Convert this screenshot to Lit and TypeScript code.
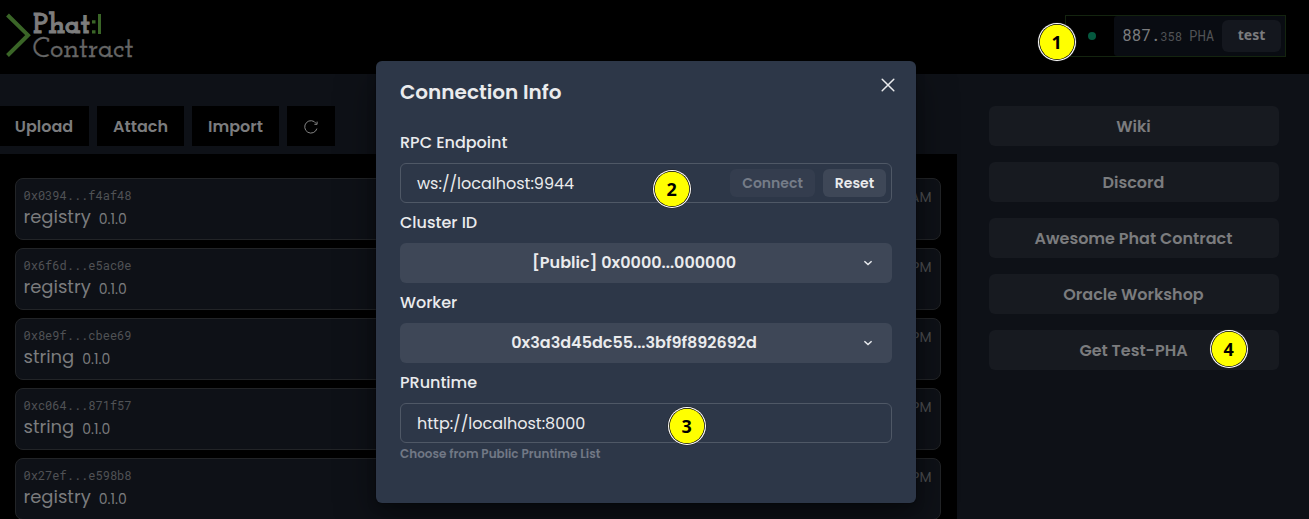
import { LitElement, html, css } from "lit";
import { customElement } from "lit/decorators.js";

const contracts = [
  { id: "0x0394...f4af48", name: "registry", time: "09:12 AM" },
  { id: "0x6f6d...e5ac0e", name: "registry", time: "08:40 PM" },
  { id: "0x8e9f...cbee69", name: "string", time: "08:31 PM" },
  { id: "0xc064...871f57", name: "string", time: "07:55 PM" },
  { id: "0x27ef...e598b8", name: "registry", time: "07:20 PM" },
];

const links = ["Wiki", "Discord", "Awesome Phat Contract", "Oracle Workshop", "Get Test-PHA"];

const chevron = html`<svg class="chev" width="16" height="16" viewBox="0 0 16 16">
  <path d="M4.4 6.3 L8 9.6 L11.6 6.3" fill="none" stroke="#e8eaed" stroke-width="1.5" />
</svg>`;

@customElement("app-root")
class AppRoot extends LitElement {
  static styles = css`
    :host {
      display: block;
      position: relative;
      width: 1309px;
      height: 519px;
      overflow: hidden;
      background: #0e1117;
      color: #7b7c7e;
      font-family: Poppins, Inter, "Open Sans", sans-serif;
      font-size: 16px;
      line-height: 24px;
    }
    * { box-sizing: border-box; }
    .header {
      height: 74px;
      background: #000;
      display: flex;
      justify-content: space-between;
      padding: 15px 23px 0 0;
    }
    .logo { display: block; margin-top: -15px; }
    .logo text { font-family: "Josefin Slab", "DejaVu Serif", serif; font-size: 28px; font-weight: 700; }
    .phat { fill: #7d7d7d; stroke: #7d7d7d; stroke-width: 0.9px; }
    .logo .contract { fill: #666; stroke: #666; stroke-width: 0.3px; font-weight: 600; }
    .account {
      display: flex;
      width: 221px;
      height: 42px;
      border: 1px solid #14240f;
    }
    .status { width: 48px; display: flex; align-items: center; justify-content: center; padding-left: 4px; }
    .dot { width: 8px; height: 8px; border-radius: 50%; background: #05593f; }
    .wallet {
      flex: 1;
      display: flex;
      align-items: center;
      background: #090c12;
      border-radius: 3px 0 0 3px;
      padding: 0 4px 0 8px;
      font-family: "Roboto Mono", "DejaVu Sans Mono", monospace;
      justify-content: space-between;
    }
    .balance { display: flex; align-items: baseline; padding-bottom: 2px; }
    .frac { font-size: 12px; color: #515356; }
    .unit { font-size: 14px; color: #515356; margin-left: 7px; }
    .user {
      width: 59px;
      height: 32px;
      border-radius: 6px;
      background: #14171e;
      display: flex;
      align-items: center;
      justify-content: center;
      font: 700 14px/20px "Noto Sans", sans-serif;
      padding-bottom: 2px;
    }
    .body { display: flex; height: 445px; }
    .main { width: 957px; padding-top: 32px; }
    .tools { display: flex; gap: 8px; height: 48px; margin-left: -1px; }
    .tool {
      height: 40px;
      padding: 1px 0 0;
      background: #000;
      display: flex;
      align-items: center;
      justify-content: center;
      font-weight: 600;
      width: 87px;
    }
    .tool:first-child { width: 90px; }
    .tool.icon { width: 48px; }
    .list {
      background: #000;
      height: 365px;
      padding: 24px 16px 0 15px;
      display: flex;
      flex-direction: column;
      gap: 8px;
      overflow: hidden;
    }
    .card {
      flex: none;
      height: 62px;
      border: 1px solid #222427;
      border-radius: 8px;
      background: #0e1117;
      padding: 8px 8.5px 0 7.5px;
      display: flex;
      justify-content: space-between;
    }
    .id {
      font: 12px/16px "Roboto Mono", "DejaVu Sans Mono", monospace;
      color: #505255;
    }
    .name { display: flex; align-items: flex-start; gap: 8px; font-size: 18px; line-height: 28px; }
    .ver { font-size: 14px; padding-top: 2px; }
    .time { font-size: 14px; line-height: 21px; color: #4c4e51; }
    .side {
      flex: 1;
      padding: 32px 30px 0 32px;
      display: flex;
      flex-direction: column;
      gap: 16px;
    }
    .link {
      height: 40px;
      border-radius: 6px;
      background: #171a20;
      display: flex;
      align-items: center;
      justify-content: center;
      font-weight: 600;
      padding: 1px 1px 0 0;
    }
    .modal {
      position: absolute;
      left: 376px;
      top: 61px;
      width: 540px;
      height: 442px;
      border-radius: 6px;
      background: #2d3748;
      color: #eaebed;
      padding: 16px 24px;
      box-shadow: rgba(0, 0, 0, 0.1) 0 0 0 1px, rgba(0, 0, 0, 0.2) 0 5px 10px, rgba(0, 0, 0, 0.4) 0 15px 40px;
    }
    .title-row { display: flex; justify-content: space-between; height: 54px; }
    .title { font-size: 20px; line-height: 30px; font-weight: 600; }
    .close { margin: 0 -4px 0 0; }
    .label { height: 32px; line-height: 24px; font-weight: 500; }
    .field {
      height: 40px;
      border: 1px solid #4f5866;
      border-radius: 6px;
      margin-bottom: 8px;
      padding: 0 5px 0 16px;
      display: flex;
      align-items: center;
      gap: 8px;
    }
    .value { flex: 1; padding-top: 2px; }
    .small {
      height: 28px;
      width: 63px;
      border-radius: 6px;
      background: #3e4757;
      display: flex;
      align-items: center;
      justify-content: center;
      font-size: 14px;
      font-weight: 600;
    }
    .small.off { width: 85px; background: #343d4e; color: #757c88; }
    .select {
      height: 40px;
      border-radius: 6px;
      background: #3e4757;
      margin-bottom: 8px;
      padding: 0 16px;
      display: flex;
      align-items: center;
      gap: 8px;
      font-weight: 600;
    }
    .picked { flex: 1; text-align: center; }
    .chev { flex: none; }
    .hint { font-size: 12px; line-height: 18px; font-weight: 600; color: #717885; margin-top: -6px; }
    .pin { position: absolute; width: 40px; height: 40px; }
    .pin svg { display: block; }
    .pin text { font: 700 18px "Noto Sans", sans-serif; }
    .p1 { left: 1037px; top: 22px; }
    .p2 { left: 652px; top: 169px; }
    .p3 { left: 667px; top: 406px; }
    .p4 { left: 1209px; top: 329px; }
  `;

  pin(n: number) {
    return html`<div class="pin p${n}">
      <svg width="40" height="40" viewBox="0 0 40 40">
        <circle cx="20" cy="20" r="19.6" fill="#222" />
        <circle cx="20" cy="20" r="19" fill="#fff" />
        <circle cx="20" cy="20" r="17.9" fill="#000" />
        <circle cx="20" cy="20" r="17.2" fill="#ff0" />
        <text x="19.7" y="27" text-anchor="middle">${n}</text>
      </svg>
    </div>`;
  }

  render() {
    return html`
      <div class="header">
        <svg class="logo" width="140" height="70" viewBox="0 0 140 70">
          <path d="M7.5 15 L28 35.2 L7.5 55.5" fill="none" stroke="#3a6527" stroke-width="4" />
          <text class="phat" x="33" y="33.4" textLength="57" lengthAdjust="spacingAndGlyphs">Phat</text>
          <path d="M92 20.3h3.5v3.3H92z M92 30.3h3.5v3.3H92z M98 14h3v20h-3z" fill="#3a6527" />
          <text class="contract" x="32.5" y="56.8" textLength="101" lengthAdjust="spacingAndGlyphs">Contract</text>
        </svg>
        <div class="account">
          <div class="status"><span class="dot"></span></div>
          <div class="wallet">
            <div class="balance"><span>887.</span><span class="frac">358</span><span class="unit">PHA</span></div>
            <div class="user">test</div>
          </div>
        </div>
      </div>
      <div class="body">
        <div class="main">
          <div class="tools">
            <div class="tool">Upload</div>
            <div class="tool">Attach</div>
            <div class="tool">Import</div>
            <div class="tool icon">
              <svg width="16" height="16" viewBox="0 0 16 16" fill="none" stroke="#858585" stroke-width="1">
                <path d="M13.9 9.6 A6.2 6.2 0 1 1 13.2 4.6" />
                <path d="M14.1 2.6 V5.3 H11.4" />
              </svg>
            </div>
          </div>
          <div class="list">
            ${contracts.map(
              (c) => html`<div class="card">
                <div>
                  <div class="id">${c.id}</div>
                  <div class="name"><span>${c.name}</span><span class="ver">${"0.1.0"}</span></div>
                </div>
                <div class="time">${c.time}</div>
              </div>`
            )}
          </div>
        </div>
        <div class="side">${links.map((label) => html`<div class="link">${label}</div>`)}</div>
      </div>
      <div class="modal">
        <div class="title-row">
          <div class="title">Connection Info</div>
          <svg class="close" width="16" height="16" viewBox="0 0 16 16">
            <path d="M2.2 2.2 L13.8 13.8 M13.8 2.2 L2.2 13.8" stroke="#eaebed" stroke-width="1.5" stroke-linecap="round" />
          </svg>
        </div>
        <div class="label">RPC Endpoint</div>
        <div class="field">
          <div class="value">ws://localhost:9944</div>
          <div class="small off">Connect</div>
          <div class="small">Reset</div>
        </div>
        <div class="label">Cluster ID</div>
        <div class="select"><div class="picked">[Public] 0x0000...000000</div>${chevron}</div>
        <div class="label">Worker</div>
        <div class="select"><div class="picked">0x3a3d45dc55...3bf9f892692d</div>${chevron}</div>
        <div class="label">PRuntime</div>
        <div class="field"><div class="value">http://localhost:8000</div></div>
        <div class="hint">Choose from Public Pruntime List</div>
      </div>
      ${[1, 2, 3, 4].map((n) => this.pin(n))}
    `;
  }
}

● ● ● ● ●

TASK DETAILS: Track down all lines above with the string "this" and copy them.

EXERCISE ANSWER:
Convert this screenshot to Lit and TypeScript code.
      ${[1, 2, 3, 4].map((n) => this.pin(n))}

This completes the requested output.